Every morning I wake up on

The wrong side of capitalism

Also on point

> “We must go out and find them behind the veil where they hide themselved and in the
> houses where the men keep them out of sight.” The dominant administration solemnly
> undertook to defend this woman, pictured as humiliated, sequestered, cloistered… It
> described the immense possibilites of woman, unfortunately transformed by the Algerian
> man into an inert, demonetized, indeed dehumanized object. The behaviour of the Algerian
> was very firmly denounced and described as medieval and barbaric. With infinite science,
> a blanket indictment against the “sadistic and vampirish” Algerian attitude toward women
> was prepared and drawn up.
>
>

Frantz Fanon, A Dying Colonialism

Presumably Foucault had read Fanon. Certainly, among other things, A Dying Colonialism is a deeply insightful analysis of power/knowledge.

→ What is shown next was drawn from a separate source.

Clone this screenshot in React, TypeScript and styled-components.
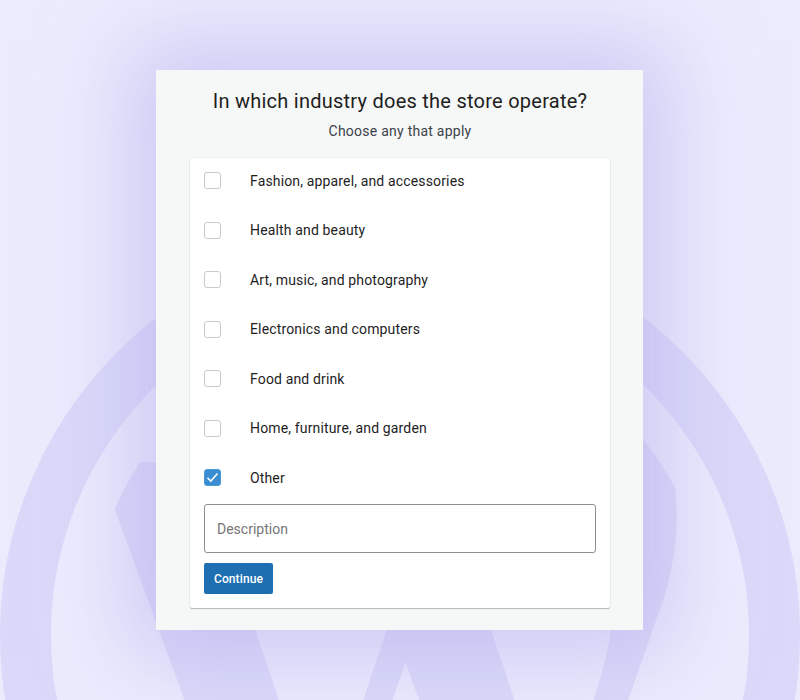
import React, { useState } from 'react';
import styled, { createGlobalStyle } from 'styled-components';
import { SiWordpress } from 'react-icons/si';

const GlobalStyle = createGlobalStyle`
  html, body, #root {
    margin: 0;
    padding: 0;
    height: 100%;
  }
  body {
    font-family: Roboto, 'Noto Sans', sans-serif;
    -webkit-font-smoothing: antialiased;
  }
  * {
    box-sizing: border-box;
  }
`;

const Page = styled.div`
  position: relative;
  width: 800px;
  height: 700px;
  overflow: hidden;
  background: #ecebfd;
  padding: 70px 0 0 156px;
`;

// faded logo behind the card: thick outer ring + the W mark inside
const Ring = styled.div`
  position: absolute;
  left: 0;
  top: 235px;
  width: 800px;
  height: 800px;
  border-radius: 50%;
  border: 51px solid #dbd9f9;
  pointer-events: none;
`;

const Mark = styled.div`
  position: absolute;
  left: 52px;
  top: 287px;
  width: 696px;
  height: 696px;
  color: #dbd9f9;
  clip-path: circle(312px at 50% 50%);
  pointer-events: none;
  svg {
    display: block;
  }
`;

const Card = styled.div`
  position: relative;
  width: 487px;
  padding: 17px 33px 22px 34px;
  background: #f6f7f7;
  box-shadow: 0 0 80px 26px rgba(178, 175, 236, 0.55);
  display: flex;
  flex-direction: column;
  align-items: center;
`;

const Title = styled.h1`
  margin: 0;
  font-size: 20px;
  line-height: 28px;
  font-weight: 400;
  letter-spacing: 0.25px;
  color: #1e1e1e;
`;

const Subtitle = styled.p`
  margin: 6px 0 17px;
  font-size: 14px;
  line-height: 20px;
  letter-spacing: 0.25px;
  color: #3c434a;
`;

const Panel = styled.div`
  align-self: stretch;
  background: #fff;
  padding: 0 14px 14px;
  border-radius: 2px;
  box-shadow: 0 1px 1px rgba(0, 0, 0, 0.25), 0 0 0 1px rgba(0, 0, 0, 0.03);
`;

const Row = styled.label`
  display: flex;
  align-items: center;
  height: 49.5px;
  cursor: pointer;
  &:first-child {
    margin-top: -2px;
  }
`;

const Box = styled.span<{ $checked: boolean }>`
  width: 17px;
  height: 17px;
  border-radius: 3px;
  border: 1px solid ${(p) => (p.$checked ? '#4a9ad6' : '#c8c9cc')};
  background: ${(p) => (p.$checked ? '#3a8dd0' : '#fff')};
  display: flex;
  align-items: center;
  justify-content: center;
  flex: 0 0 auto;
`;

const Label = styled.span`
  margin-left: 29px;
  font-size: 14px;
  letter-spacing: 0.15px;
  color: #1e1e1e;
`;

const Input = styled.input`
  display: block;
  width: 100%;
  height: 49px;
  margin-top: 1.5px;
  padding: 0 12px;
  border: 1px solid #8c8f94;
  border-radius: 3px;
  font-family: inherit;
  font-size: 14px;
  color: #1e1e1e;
  outline: none;
  &::placeholder {
    color: #757575;
  }
`;

const Button = styled.button`
  display: block;
  margin-top: 10px;
  height: 31px;
  padding: 0 10px;
  border: 0;
  border-radius: 2px;
  background: #1e6fb2;
  color: #fff;
  font-family: inherit;
  font-size: 12px;
  font-weight: 500;
  letter-spacing: 0.1px;
  cursor: pointer;
`;

const industries = [
  'Fashion, apparel, and accessories',
  'Health and beauty',
  'Art, music, and photography',
  'Electronics and computers',
  'Food and drink',
  'Home, furniture, and garden',
  'Other',
];

export default function App() {
  const [checked, setChecked] = useState<string[]>(['Other']);

  const toggle = (name: string) =>
    setChecked((c) => (c.includes(name) ? c.filter((x) => x !== name) : [...c, name]));

  return (
    <>
      <GlobalStyle />
      <Page>
        <Ring />
        <Mark>
          <SiWordpress size={696} />
        </Mark>
        <Card>
          <Title>In which industry does the store operate?</Title>
          <Subtitle>Choose any that apply</Subtitle>
          <Panel>
            {industries.map((name) => {
              const on = checked.includes(name);
              return (
                <Row key={name} onClick={() => toggle(name)}>
                  <Box $checked={on}>
                    {on && (
                      <svg width="13" height="11" viewBox="0 0 13 11" fill="none">
                        <path d="M1.5 5.8 L4.8 9 L11.5 1.5" stroke="#fff" strokeWidth="1.6" />
                      </svg>
                    )}
                  </Box>
                  <Label>{name}</Label>
                </Row>
              );
            })}
            {checked.includes('Other') && <Input placeholder="Description" />}
            <Button>Continue</Button>
          </Panel>
        </Card>
      </Page>
    </>
  );
}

I hadn’t read any Fanon before, so I was unaware of his incredible analysis of the attempts by the colonial administration to prevent Algerian women from wearing the veil, which is, for obvious reasons, massively relevant right now. I’ve given up being disappointed in the British press’s coverage of this issue, but ideally this context would have been mentioned back when the French government was busy outlawing the hijab. How do those Socialist and Communist deputies who voted for the ban manage to call themselves ‘left’ without bursting out laughing at their own absurd hypocrisy? (This is as good a time as any to mention Badiou’s excellent article on the hijab law).